La duplice tentazione

Nascondere la propria identità cristiana o proclamarla con aggressività e arroganza: due estremi da cui guardarsi.
20 Dicembre 2005 | di

L'apostolo Pietro esorta i cristiani a «rispondere della speranza che è in loro» nel momento in cui essi sono oggetto della persecuzione e dell'ostilità  (vedi la lettera nel riquadro) e potrebbero perciò sentirsi autorizzati a dare una testimonianza segnata da orgoglio sprezzante. No, solo nella dolcezza e nella mitezza anche verso chi li osteggia e li calunnia, i cristiani possono offrire un'autentica testimonianza a Dio. La convinzione di san Pietro, radicata su una fede salda, è quella che spesso dimentichiamo: il mondo può scatenare contro di noi l'ostilità , ma non può minacciare la nostra condizione di cristiani, perché dipende sempre da noi vivere il Vangelo in ogni situazione; nessuno ce lo potrà  mai impedire, e qui sta la fonte della straordinaria libertà  del cristiano.

Difficile essere fieri senza essere arroganti
Va detto con franchezza: è difficile essere fieri della fede senza divenire arroganti, e il cristiano è tentato soprattutto quando cerca di rendere testimonianza al Signore, non solo in situazione di persecuzione. Il rischio del credente si colloca, infatti, tra due estremi opposti: da un lato, quello di nascondere la propria appartenenza a Cristo, e in tal modo esimersi dal rispondere della speranza che è in lui; d'altro lato, quello di proclamare la sua speranza con aggressività  e arroganza, imponendola agli altri. Pietro si oppone a tali derive, chiedendo ai credenti un atteggiamento tipicamente evangelico; egli sa che Gesù ha proclamato: «Beati i miti» (Mt 5,5) e soprattutto ha proposto se stesso come modello di mitezza: «Imparate da me, che sono mite e umile di cuore» (Mt 11,29). Se dunque i discepoli di Gesù vogliono essere realmente tali, sono chiamati a camminare sulle tracce del loro Signore!

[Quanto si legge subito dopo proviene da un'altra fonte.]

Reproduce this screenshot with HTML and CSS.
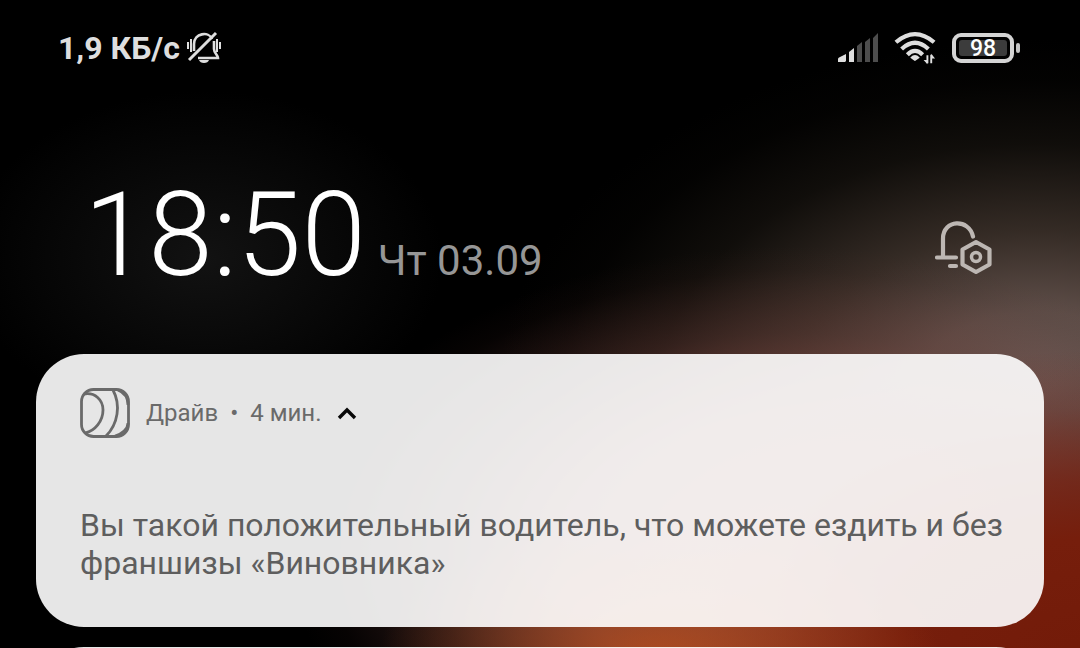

La vita cristiana una vita differente
In precedenza, l'apostolo si era rivolto ai cristiani con parole analoghe, esortandoli ad avere in mezzo ai non credenti «un comportamento bello». I cristiani, pur dovendo compiere una rottura con la mondanità , hanno il dovere di vivere in modo bello, di avere una vita bella, buona e beata, a immagine di quella di Gesù, che è venuto «per insegnarci a vivere in questo mondo» (Tt 2,12), per mostrarci, cioè, la vera vita umana, vissuta come opera d'arte.
Sì, la vita cristiana è una «vita differente»: anche per questo è contestata, e proprio in questo è rivelatrice, vera sfida all'indifferenza regnante tra gli uomini. I cristiani non hanno il diritto di vivere come se il mondo non ci fosse; pur restando estranei alla mondanità , essi devono con responsabilità  mostrare una vita che sia comprensibile e bella agli occhi dei non credenti: in una parola, testimoniare con la propria esistenza che la vita cristiana è bella e vale la pena di essere vissuta! Lo scopo di tale comportamento non è idealisticamente la conversione del mondo, poiché il mondo non capirà  subito; ma alla fine, «nel giorno del giudizio», comprenderà  e glorificherà  Dio. È quanto ha chiesto anche Gesù: «Risplenda la vostra luce davanti agli uomini, perché vedano le vostre opere belle e rendano gloria al Padre vostro».